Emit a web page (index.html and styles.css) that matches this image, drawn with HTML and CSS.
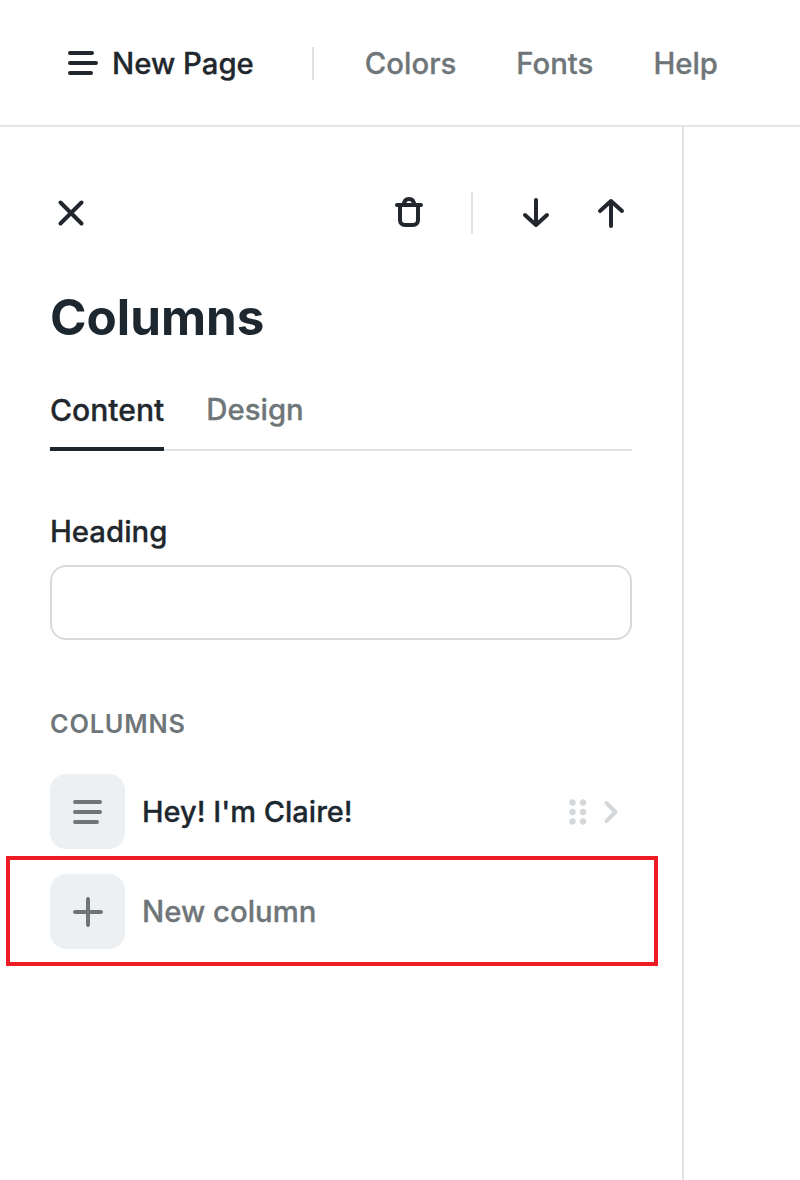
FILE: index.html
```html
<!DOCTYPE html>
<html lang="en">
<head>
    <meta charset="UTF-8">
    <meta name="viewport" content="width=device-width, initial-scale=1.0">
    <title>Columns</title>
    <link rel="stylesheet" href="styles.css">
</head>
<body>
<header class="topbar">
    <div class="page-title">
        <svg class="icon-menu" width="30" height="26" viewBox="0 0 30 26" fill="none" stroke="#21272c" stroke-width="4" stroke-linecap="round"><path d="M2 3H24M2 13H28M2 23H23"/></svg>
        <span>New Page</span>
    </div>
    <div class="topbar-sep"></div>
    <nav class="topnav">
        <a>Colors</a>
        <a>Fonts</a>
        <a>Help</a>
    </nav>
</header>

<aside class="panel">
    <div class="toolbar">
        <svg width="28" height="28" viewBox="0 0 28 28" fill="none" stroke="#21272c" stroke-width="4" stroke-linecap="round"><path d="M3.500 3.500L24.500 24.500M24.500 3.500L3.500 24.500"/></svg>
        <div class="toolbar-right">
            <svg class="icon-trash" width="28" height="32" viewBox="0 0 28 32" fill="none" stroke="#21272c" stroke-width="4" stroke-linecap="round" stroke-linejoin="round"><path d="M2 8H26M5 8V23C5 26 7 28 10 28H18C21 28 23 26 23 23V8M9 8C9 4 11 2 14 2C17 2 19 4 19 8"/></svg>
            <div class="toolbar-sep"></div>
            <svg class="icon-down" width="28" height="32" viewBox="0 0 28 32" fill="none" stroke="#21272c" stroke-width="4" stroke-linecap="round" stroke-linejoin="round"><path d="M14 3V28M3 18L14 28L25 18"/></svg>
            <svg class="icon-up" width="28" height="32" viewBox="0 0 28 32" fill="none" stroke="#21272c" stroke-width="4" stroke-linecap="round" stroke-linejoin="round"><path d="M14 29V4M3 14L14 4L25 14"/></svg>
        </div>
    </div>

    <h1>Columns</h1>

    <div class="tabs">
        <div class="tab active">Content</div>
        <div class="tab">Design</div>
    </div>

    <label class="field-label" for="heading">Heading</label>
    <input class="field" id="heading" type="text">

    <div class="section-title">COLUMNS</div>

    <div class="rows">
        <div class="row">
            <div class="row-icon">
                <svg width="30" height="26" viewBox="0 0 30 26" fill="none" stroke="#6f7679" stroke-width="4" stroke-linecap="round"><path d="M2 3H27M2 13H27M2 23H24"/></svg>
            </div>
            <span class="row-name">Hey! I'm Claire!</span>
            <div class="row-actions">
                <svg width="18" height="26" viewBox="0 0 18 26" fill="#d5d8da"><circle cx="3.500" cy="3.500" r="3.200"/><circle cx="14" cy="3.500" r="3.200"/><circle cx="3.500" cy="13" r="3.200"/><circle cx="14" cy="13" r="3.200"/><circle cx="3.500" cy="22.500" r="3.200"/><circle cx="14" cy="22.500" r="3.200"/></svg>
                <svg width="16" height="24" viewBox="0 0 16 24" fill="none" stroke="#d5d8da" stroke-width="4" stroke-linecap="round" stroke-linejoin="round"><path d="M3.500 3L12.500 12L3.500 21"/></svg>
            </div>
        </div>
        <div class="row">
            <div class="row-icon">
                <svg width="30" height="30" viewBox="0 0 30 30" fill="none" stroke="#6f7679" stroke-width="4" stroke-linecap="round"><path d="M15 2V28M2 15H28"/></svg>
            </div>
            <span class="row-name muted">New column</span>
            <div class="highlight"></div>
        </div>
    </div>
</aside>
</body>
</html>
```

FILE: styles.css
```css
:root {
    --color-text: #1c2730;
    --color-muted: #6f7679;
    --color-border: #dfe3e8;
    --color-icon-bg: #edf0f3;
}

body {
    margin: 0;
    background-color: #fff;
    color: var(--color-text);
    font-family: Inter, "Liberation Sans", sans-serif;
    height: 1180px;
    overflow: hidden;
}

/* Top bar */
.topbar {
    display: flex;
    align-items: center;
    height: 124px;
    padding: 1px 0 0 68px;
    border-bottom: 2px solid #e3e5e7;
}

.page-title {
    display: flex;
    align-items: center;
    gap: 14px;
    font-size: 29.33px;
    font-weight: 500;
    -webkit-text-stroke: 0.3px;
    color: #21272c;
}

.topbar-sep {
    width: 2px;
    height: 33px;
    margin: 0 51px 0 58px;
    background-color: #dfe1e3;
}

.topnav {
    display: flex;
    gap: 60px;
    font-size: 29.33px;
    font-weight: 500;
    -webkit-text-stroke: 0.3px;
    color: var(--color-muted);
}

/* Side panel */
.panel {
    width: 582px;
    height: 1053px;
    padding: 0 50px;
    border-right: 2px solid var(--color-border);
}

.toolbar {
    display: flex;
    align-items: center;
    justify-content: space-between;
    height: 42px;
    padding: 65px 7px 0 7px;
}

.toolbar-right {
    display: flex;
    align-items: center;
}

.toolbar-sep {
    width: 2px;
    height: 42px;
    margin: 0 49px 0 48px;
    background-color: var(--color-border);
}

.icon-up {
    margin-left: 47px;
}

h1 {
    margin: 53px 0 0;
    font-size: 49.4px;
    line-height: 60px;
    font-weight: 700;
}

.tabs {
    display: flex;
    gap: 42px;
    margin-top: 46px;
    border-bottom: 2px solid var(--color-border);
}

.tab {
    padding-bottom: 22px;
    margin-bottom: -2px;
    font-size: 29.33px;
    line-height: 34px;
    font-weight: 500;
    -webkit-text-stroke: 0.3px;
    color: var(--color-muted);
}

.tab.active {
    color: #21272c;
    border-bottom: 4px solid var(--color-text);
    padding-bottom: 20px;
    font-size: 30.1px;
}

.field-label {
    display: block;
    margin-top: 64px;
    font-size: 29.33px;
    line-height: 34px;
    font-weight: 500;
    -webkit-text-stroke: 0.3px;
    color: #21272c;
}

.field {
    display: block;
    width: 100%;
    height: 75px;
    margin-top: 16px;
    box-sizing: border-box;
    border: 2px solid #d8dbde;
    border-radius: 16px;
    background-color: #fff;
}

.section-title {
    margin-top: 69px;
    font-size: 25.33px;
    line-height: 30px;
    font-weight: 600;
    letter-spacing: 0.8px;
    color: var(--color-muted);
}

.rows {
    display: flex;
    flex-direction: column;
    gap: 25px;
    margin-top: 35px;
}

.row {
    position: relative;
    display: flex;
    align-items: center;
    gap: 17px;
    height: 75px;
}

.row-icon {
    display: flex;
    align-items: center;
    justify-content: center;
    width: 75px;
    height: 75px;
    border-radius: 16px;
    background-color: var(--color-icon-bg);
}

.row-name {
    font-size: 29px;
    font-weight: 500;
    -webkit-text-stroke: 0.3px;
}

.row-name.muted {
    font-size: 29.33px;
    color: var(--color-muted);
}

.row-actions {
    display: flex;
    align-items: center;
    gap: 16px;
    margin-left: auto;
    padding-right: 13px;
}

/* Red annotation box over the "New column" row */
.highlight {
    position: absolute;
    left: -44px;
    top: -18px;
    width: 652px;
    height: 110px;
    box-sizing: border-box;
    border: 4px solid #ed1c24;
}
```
···
Quote the material word for word, dropping any images it holds.

Emit a web page (index.html and styles.css) that matches this image, drawn with HTML and CSS.
FILE: index.html
```html
<!DOCTYPE html>
<html lang="en">
<head>
    <meta charset="UTF-8">
    <meta name="viewport" content="width=device-width, initial-scale=1.0">
    <title>Columns</title>
    <link rel="stylesheet" href="styles.css">
</head>
<body>
<header class="topbar">
    <div class="page-title">
        <svg class="icon-menu" width="30" height="26" viewBox="0 0 30 26" fill="none" stroke="#21272c" stroke-width="4" stroke-linecap="round"><path d="M2 3H24M2 13H28M2 23H23"/></svg>
        <span>New Page</span>
    </div>
    <div class="topbar-sep"></div>
    <nav class="topnav">
        <a>Colors</a>
        <a>Fonts</a>
        <a>Help</a>
    </nav>
</header>

<aside class="panel">
    <div class="toolbar">
        <svg width="28" height="28" viewBox="0 0 28 28" fill="none" stroke="#21272c" stroke-width="4" stroke-linecap="round"><path d="M3.500 3.500L24.500 24.500M24.500 3.500L3.500 24.500"/></svg>
        <div class="toolbar-right">
            <svg class="icon-trash" width="28" height="32" viewBox="0 0 28 32" fill="none" stroke="#21272c" stroke-width="4" stroke-linecap="round" stroke-linejoin="round"><path d="M2 8H26M5 8V23C5 26 7 28 10 28H18C21 28 23 26 23 23V8M9 8C9 4 11 2 14 2C17 2 19 4 19 8"/></svg>
            <div class="toolbar-sep"></div>
            <svg class="icon-down" width="28" height="32" viewBox="0 0 28 32" fill="none" stroke="#21272c" stroke-width="4" stroke-linecap="round" stroke-linejoin="round"><path d="M14 3V28M3 18L14 28L25 18"/></svg>
            <svg class="icon-up" width="28" height="32" viewBox="0 0 28 32" fill="none" stroke="#21272c" stroke-width="4" stroke-linecap="round" stroke-linejoin="round"><path d="M14 29V4M3 14L14 4L25 14"/></svg>
        </div>
    </div>

    <h1>Columns</h1>

    <div class="tabs">
        <div class="tab active">Content</div>
        <div class="tab">Design</div>
    </div>

    <label class="field-label" for="heading">Heading</label>
    <input class="field" id="heading" type="text">

    <div class="section-title">COLUMNS</div>

    <div class="rows">
        <div class="row">
            <div class="row-icon">
                <svg width="30" height="26" viewBox="0 0 30 26" fill="none" stroke="#6f7679" stroke-width="4" stroke-linecap="round"><path d="M2 3H27M2 13H27M2 23H24"/></svg>
            </div>
            <span class="row-name">Hey! I'm Claire!</span>
            <div class="row-actions">
                <svg width="18" height="26" viewBox="0 0 18 26" fill="#d5d8da"><circle cx="3.500" cy="3.500" r="3.200"/><circle cx="14" cy="3.500" r="3.200"/><circle cx="3.500" cy="13" r="3.200"/><circle cx="14" cy="13" r="3.200"/><circle cx="3.500" cy="22.500" r="3.200"/><circle cx="14" cy="22.500" r="3.200"/></svg>
                <svg width="16" height="24" viewBox="0 0 16 24" fill="none" stroke="#d5d8da" stroke-width="4" stroke-linecap="round" stroke-linejoin="round"><path d="M3.500 3L12.500 12L3.500 21"/></svg>
            </div>
        </div>
        <div class="row">
            <div class="row-icon">
                <svg width="30" height="30" viewBox="0 0 30 30" fill="none" stroke="#6f7679" stroke-width="4" stroke-linecap="round"><path d="M15 2V28M2 15H28"/></svg>
            </div>
            <span class="row-name muted">New column</span>
            <div class="highlight"></div>
        </div>
    </div>
</aside>
</body>
</html>
```

FILE: styles.css
```css
:root {
    --color-text: #1c2730;
    --color-muted: #6f7679;
    --color-border: #dfe3e8;
    --color-icon-bg: #edf0f3;
}

body {
    margin: 0;
    background-color: #fff;
    color: var(--color-text);
    font-family: Inter, "Liberation Sans", sans-serif;
    height: 1180px;
    overflow: hidden;
}

/* Top bar */
.topbar {
    display: flex;
    align-items: center;
    height: 124px;
    padding: 1px 0 0 68px;
    border-bottom: 2px solid #e3e5e7;
}

.page-title {
    display: flex;
    align-items: center;
    gap: 14px;
    font-size: 29.33px;
    font-weight: 500;
    -webkit-text-stroke: 0.3px;
    color: #21272c;
}

.topbar-sep {
    width: 2px;
    height: 33px;
    margin: 0 51px 0 58px;
    background-color: #dfe1e3;
}

.topnav {
    display: flex;
    gap: 60px;
    font-size: 29.33px;
    font-weight: 500;
    -webkit-text-stroke: 0.3px;
    color: var(--color-muted);
}

/* Side panel */
.panel {
    width: 582px;
    height: 1053px;
    padding: 0 50px;
    border-right: 2px solid var(--color-border);
}

.toolbar {
    display: flex;
    align-items: center;
    justify-content: space-between;
    height: 42px;
    padding: 65px 7px 0 7px;
}

.toolbar-right {
    display: flex;
    align-items: center;
}

.toolbar-sep {
    width: 2px;
    height: 42px;
    margin: 0 49px 0 48px;
    background-color: var(--color-border);
}

.icon-up {
    margin-left: 47px;
}

h1 {
    margin: 53px 0 0;
    font-size: 49.4px;
    line-height: 60px;
    font-weight: 700;
}

.tabs {
    display: flex;
    gap: 42px;
    margin-top: 46px;
    border-bottom: 2px solid var(--color-border);
}

.tab {
    padding-bottom: 22px;
    margin-bottom: -2px;
    font-size: 29.33px;
    line-height: 34px;
    font-weight: 500;
    -webkit-text-stroke: 0.3px;
    color: var(--color-muted);
}

.tab.active {
    color: #21272c;
    border-bottom: 4px solid var(--color-text);
    padding-bottom: 20px;
    font-size: 30.1px;
}

.field-label {
    display: block;
    margin-top: 64px;
    font-size: 29.33px;
    line-height: 34px;
    font-weight: 500;
    -webkit-text-stroke: 0.3px;
    color: #21272c;
}

.field {
    display: block;
    width: 100%;
    height: 75px;
    margin-top: 16px;
    box-sizing: border-box;
    border: 2px solid #d8dbde;
    border-radius: 16px;
    background-color: #fff;
}

.section-title {
    margin-top: 69px;
    font-size: 25.33px;
    line-height: 30px;
    font-weight: 600;
    letter-spacing: 0.8px;
    color: var(--color-muted);
}

.rows {
    display: flex;
    flex-direction: column;
    gap: 25px;
    margin-top: 35px;
}

.row {
    position: relative;
    display: flex;
    align-items: center;
    gap: 17px;
    height: 75px;
}

.row-icon {
    display: flex;
    align-items: center;
    justify-content: center;
    width: 75px;
    height: 75px;
    border-radius: 16px;
    background-color: var(--color-icon-bg);
}

.row-name {
    font-size: 29px;
    font-weight: 500;
    -webkit-text-stroke: 0.3px;
}

.row-name.muted {
    font-size: 29.33px;
    color: var(--color-muted);
}

.row-actions {
    display: flex;
    align-items: center;
    gap: 16px;
    margin-left: auto;
    padding-right: 13px;
}

/* Red annotation box over the "New column" row */
.highlight {
    position: absolute;
    left: -44px;
    top: -18px;
    width: 652px;
    height: 110px;
    box-sizing: border-box;
    border: 4px solid #ed1c24;
}
```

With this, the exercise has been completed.